▸ **Given data**:

* Start *

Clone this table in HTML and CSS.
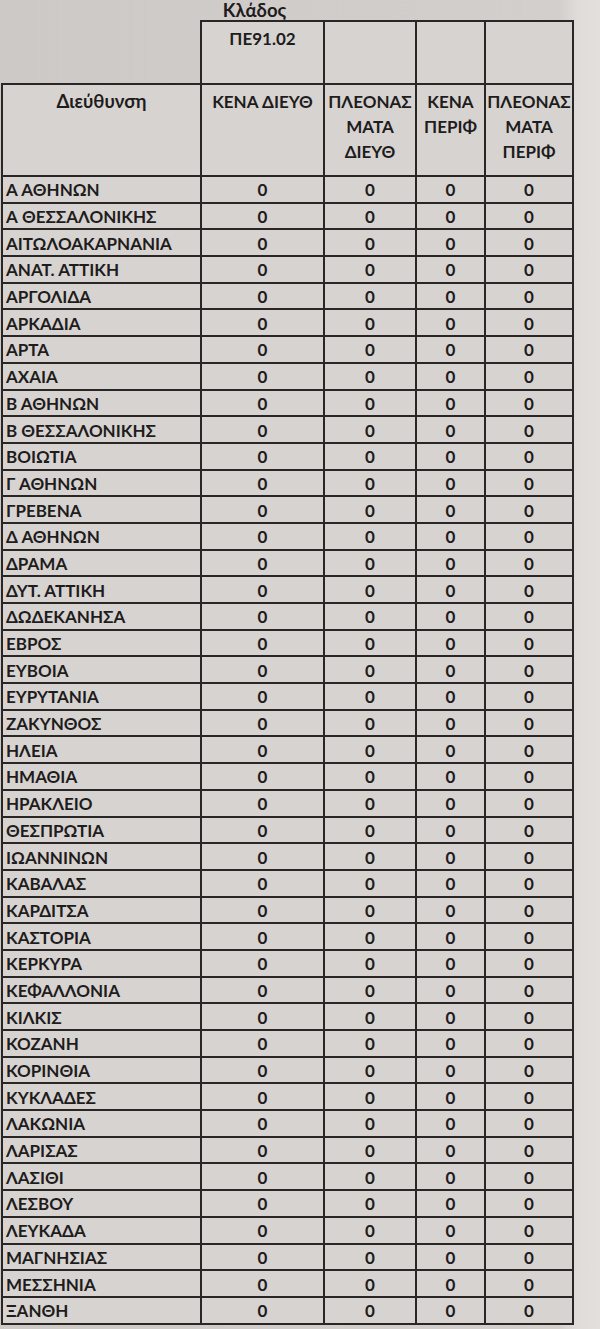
FILE: index.html
```html
<!DOCTYPE html>
<html lang="el">
<head>
<meta charset="utf-8">
<title>Κλάδος ΠΕ91.02</title>
<link rel="stylesheet" href="styles.css">
</head>
<body>
<div class="sheet">
<table class="grid">
<colgroup>
<col class="c-name"><col class="c-v1"><col class="c-v2"><col class="c-v3"><col class="c-v4">
</colgroup>
<thead>
<tr class="cap-row"><th class="blank"></th><th class="cap lower">Κλάδος</th><th class="blank"></th><th class="blank"></th><th class="blank"></th></tr>
<tr class="klados-row"><th class="nob"></th><th>ΠΕ91.02</th><th></th><th></th><th></th></tr>
<tr class="head-row"><th class="lower">Διεύθυνση</th><th>ΚΕΝΑ ΔΙΕΥΘ</th><th>ΠΛΕΟΝΑΣ<br>ΜΑΤΑ<br>ΔΙΕΥΘ</th><th>ΚΕΝΑ<br>ΠΕΡΙΦ</th><th>ΠΛΕΟΝΑΣ<br>ΜΑΤΑ<br>ΠΕΡΙΦ</th></tr>
</thead>
<tbody>
<tr><td>Α ΑΘΗΝΩΝ</td><td>0</td><td>0</td><td>0</td><td>0</td></tr>
<tr><td>Α ΘΕΣΣΑΛΟΝΙΚΗΣ</td><td>0</td><td>0</td><td>0</td><td>0</td></tr>
<tr><td>ΑΙΤΩΛΟΑΚΑΡΝΑΝΙΑ</td><td>0</td><td>0</td><td>0</td><td>0</td></tr>
<tr><td>ΑΝΑΤ. ΑΤΤΙΚΗ</td><td>0</td><td>0</td><td>0</td><td>0</td></tr>
<tr><td>ΑΡΓΟΛΙΔΑ</td><td>0</td><td>0</td><td>0</td><td>0</td></tr>
<tr><td>ΑΡΚΑΔΙΑ</td><td>0</td><td>0</td><td>0</td><td>0</td></tr>
<tr><td>ΑΡΤΑ</td><td>0</td><td>0</td><td>0</td><td>0</td></tr>
<tr><td>ΑΧΑΙΑ</td><td>0</td><td>0</td><td>0</td><td>0</td></tr>
<tr><td>Β ΑΘΗΝΩΝ</td><td>0</td><td>0</td><td>0</td><td>0</td></tr>
<tr><td>Β ΘΕΣΣΑΛΟΝΙΚΗΣ</td><td>0</td><td>0</td><td>0</td><td>0</td></tr>
<tr><td>ΒΟΙΩΤΙΑ</td><td>0</td><td>0</td><td>0</td><td>0</td></tr>
<tr><td>Γ ΑΘΗΝΩΝ</td><td>0</td><td>0</td><td>0</td><td>0</td></tr>
<tr><td>ΓΡΕΒΕΝΑ</td><td>0</td><td>0</td><td>0</td><td>0</td></tr>
<tr><td>Δ ΑΘΗΝΩΝ</td><td>0</td><td>0</td><td>0</td><td>0</td></tr>
<tr><td>ΔΡΑΜΑ</td><td>0</td><td>0</td><td>0</td><td>0</td></tr>
<tr><td>ΔΥΤ. ΑΤΤΙΚΗ</td><td>0</td><td>0</td><td>0</td><td>0</td></tr>
<tr><td>ΔΩΔΕΚΑΝΗΣΑ</td><td>0</td><td>0</td><td>0</td><td>0</td></tr>
<tr><td>ΕΒΡΟΣ</td><td>0</td><td>0</td><td>0</td><td>0</td></tr>
<tr><td>ΕΥΒΟΙΑ</td><td>0</td><td>0</td><td>0</td><td>0</td></tr>
<tr><td>ΕΥΡΥΤΑΝΙΑ</td><td>0</td><td>0</td><td>0</td><td>0</td></tr>
<tr><td>ΖΑΚΥΝΘΟΣ</td><td>0</td><td>0</td><td>0</td><td>0</td></tr>
<tr><td>ΗΛΕΙΑ</td><td>0</td><td>0</td><td>0</td><td>0</td></tr>
<tr><td>ΗΜΑΘΙΑ</td><td>0</td><td>0</td><td>0</td><td>0</td></tr>
<tr><td>ΗΡΑΚΛΕΙΟ</td><td>0</td><td>0</td><td>0</td><td>0</td></tr>
<tr><td>ΘΕΣΠΡΩΤΙΑ</td><td>0</td><td>0</td><td>0</td><td>0</td></tr>
<tr><td>ΙΩΑΝΝΙΝΩΝ</td><td>0</td><td>0</td><td>0</td><td>0</td></tr>
<tr><td>ΚΑΒΑΛΑΣ</td><td>0</td><td>0</td><td>0</td><td>0</td></tr>
<tr><td>ΚΑΡΔΙΤΣΑ</td><td>0</td><td>0</td><td>0</td><td>0</td></tr>
<tr><td>ΚΑΣΤΟΡΙΑ</td><td>0</td><td>0</td><td>0</td><td>0</td></tr>
<tr><td>ΚΕΡΚΥΡΑ</td><td>0</td><td>0</td><td>0</td><td>0</td></tr>
<tr><td>ΚΕΦΑΛΛΟΝΙΑ</td><td>0</td><td>0</td><td>0</td><td>0</td></tr>
<tr><td>ΚΙΛΚΙΣ</td><td>0</td><td>0</td><td>0</td><td>0</td></tr>
<tr><td>ΚΟΖΑΝΗ</td><td>0</td><td>0</td><td>0</td><td>0</td></tr>
<tr><td>ΚΟΡΙΝΘΙΑ</td><td>0</td><td>0</td><td>0</td><td>0</td></tr>
<tr><td>ΚΥΚΛΑΔΕΣ</td><td>0</td><td>0</td><td>0</td><td>0</td></tr>
<tr><td>ΛΑΚΩΝΙΑ</td><td>0</td><td>0</td><td>0</td><td>0</td></tr>
<tr><td>ΛΑΡΙΣΑΣ</td><td>0</td><td>0</td><td>0</td><td>0</td></tr>
<tr><td>ΛΑΣΙΘΙ</td><td>0</td><td>0</td><td>0</td><td>0</td></tr>
<tr><td>ΛΕΣΒΟΥ</td><td>0</td><td>0</td><td>0</td><td>0</td></tr>
<tr><td>ΛΕΥΚΑΔΑ</td><td>0</td><td>0</td><td>0</td><td>0</td></tr>
<tr><td>ΜΑΓΝΗΣΙΑΣ</td><td>0</td><td>0</td><td>0</td><td>0</td></tr>
<tr><td>ΜΕΣΣΗΝΙΑ</td><td>0</td><td>0</td><td>0</td><td>0</td></tr>
<tr><td>ΞΑΝΘΗ</td><td>0</td><td>0</td><td>0</td><td>0</td></tr>
</tbody>
</table>
</div>
</body>
</html>
```
FILE: styles.css
```css
html, body {
  margin: 0;
  padding: 0;
}
body {
  background: linear-gradient(to right, #cdc9c7 0, #d3cfcd 560px, #dfdcda 578px, #e2dfdd 600px);
  font-family: Lato, "Open Sans", "DejaVu Sans", sans-serif;
  font-weight: 700;
  color: #1e1c1c;
  width: 600px;
  height: 1329px;
  overflow: hidden;
}
.sheet {
  padding-left: 1px;
}
.grid {
  border-collapse: collapse;
  table-layout: fixed;
  width: 571px;
  font-size: 17px;
}
.c-name { width: 199px; }
.c-v1 { width: 123px; }
.c-v2 { width: 92px; }
.c-v3 { width: 69px; }
.c-v4 { width: 88px; }

.grid th, .grid td {
  border: 2px solid #2a2626;
  padding: 0;
  background: #d7d3d1;
}
.grid th {
  font-weight: 700;
  vertical-align: top;
  text-align: center;
  line-height: 25px;
}
.grid th.lower {
  font-size: 18.5px;
  font-weight: 700;
}
.cap-row th {
  border: none;
  background: transparent;
  height: 20px;
  line-height: 20px;
  vertical-align: bottom;
}
.cap-row .cap {
  position: relative;
  left: -8px;
}
.klados-row th {
  height: 63px;
  padding-top: 4px;
  box-sizing: border-box;
}
.klados-row .nob {
  border-left: none;
  border-top: none;
  background: transparent;
}
.head-row th {
  height: 92px;
  padding-top: 4px;
  box-sizing: border-box;
}
.grid td {
  height: 26.7px;
  box-sizing: border-box;
  text-align: center;
  vertical-align: middle;
  line-height: 20px;
  padding-top: 2px;
}
.grid td:first-child {
  text-align: left;
  padding-left: 3px;
}
```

* End *

▸ **Aim**: Show, from the listing above, each line that contains the word "table".

▸ **Task answer**:
Clone this table in HTML and CSS.
<table class="grid">
</table>
  table-layout: fixed;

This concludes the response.